- _Task description_
Leave the pictures out and retype the lines from the beginning through the line with "text-right text-[14px] leading-[20px]", both ends included.

- _Supplied information_
....................

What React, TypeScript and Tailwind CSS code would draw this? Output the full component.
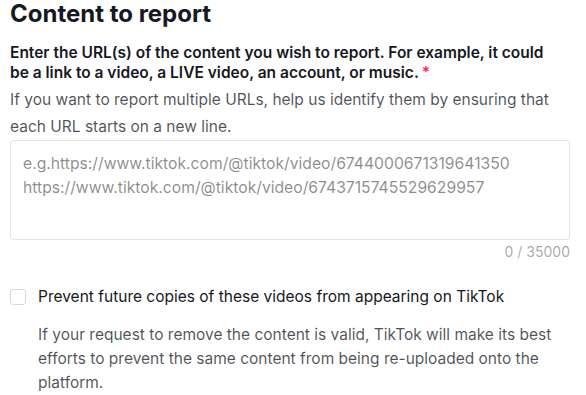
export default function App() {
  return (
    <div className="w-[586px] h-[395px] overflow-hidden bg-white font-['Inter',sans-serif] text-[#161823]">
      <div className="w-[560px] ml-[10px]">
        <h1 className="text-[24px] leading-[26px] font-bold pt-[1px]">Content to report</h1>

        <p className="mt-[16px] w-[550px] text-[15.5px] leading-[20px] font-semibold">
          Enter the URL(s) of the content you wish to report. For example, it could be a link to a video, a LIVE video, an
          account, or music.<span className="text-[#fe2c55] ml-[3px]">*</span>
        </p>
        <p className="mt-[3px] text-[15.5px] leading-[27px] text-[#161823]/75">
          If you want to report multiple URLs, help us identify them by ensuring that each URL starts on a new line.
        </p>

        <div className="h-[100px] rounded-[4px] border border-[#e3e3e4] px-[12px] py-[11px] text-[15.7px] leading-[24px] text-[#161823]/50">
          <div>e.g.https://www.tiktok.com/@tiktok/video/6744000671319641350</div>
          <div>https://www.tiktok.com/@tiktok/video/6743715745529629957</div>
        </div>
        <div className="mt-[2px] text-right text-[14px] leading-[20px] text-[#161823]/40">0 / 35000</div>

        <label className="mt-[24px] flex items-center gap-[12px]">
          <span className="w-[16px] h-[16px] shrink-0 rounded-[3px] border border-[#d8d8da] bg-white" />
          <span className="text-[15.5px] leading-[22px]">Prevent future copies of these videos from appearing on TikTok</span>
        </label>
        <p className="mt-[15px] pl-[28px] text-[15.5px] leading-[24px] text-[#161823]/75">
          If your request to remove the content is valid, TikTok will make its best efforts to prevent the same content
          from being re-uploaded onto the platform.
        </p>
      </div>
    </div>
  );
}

....................

- _Response_
What React, TypeScript and Tailwind CSS code would draw this? Output the full component.
export default function App() {
  return (
    <div className="w-[586px] h-[395px] overflow-hidden bg-white font-['Inter',sans-serif] text-[#161823]">
      <div className="w-[560px] ml-[10px]">
        <h1 className="text-[24px] leading-[26px] font-bold pt-[1px]">Content to report</h1>

        <p className="mt-[16px] w-[550px] text-[15.5px] leading-[20px] font-semibold">
          Enter the URL(s) of the content you wish to report. For example, it could be a link to a video, a LIVE video, an
          account, or music.<span className="text-[#fe2c55] ml-[3px]">*</span>
        </p>
        <p className="mt-[3px] text-[15.5px] leading-[27px] text-[#161823]/75">
          If you want to report multiple URLs, help us identify them by ensuring that each URL starts on a new line.
        </p>

        <div className="h-[100px] rounded-[4px] border border-[#e3e3e4] px-[12px] py-[11px] text-[15.7px] leading-[24px] text-[#161823]/50">
          <div>e.g.https://www.tiktok.com/@tiktok/video/6744000671319641350</div>
          <div>https://www.tiktok.com/@tiktok/video/6743715745529629957</div>
        </div>
        <div className="mt-[2px] text-right text-[14px] leading-[20px] text-[#161823]/40">0 / 35000</div>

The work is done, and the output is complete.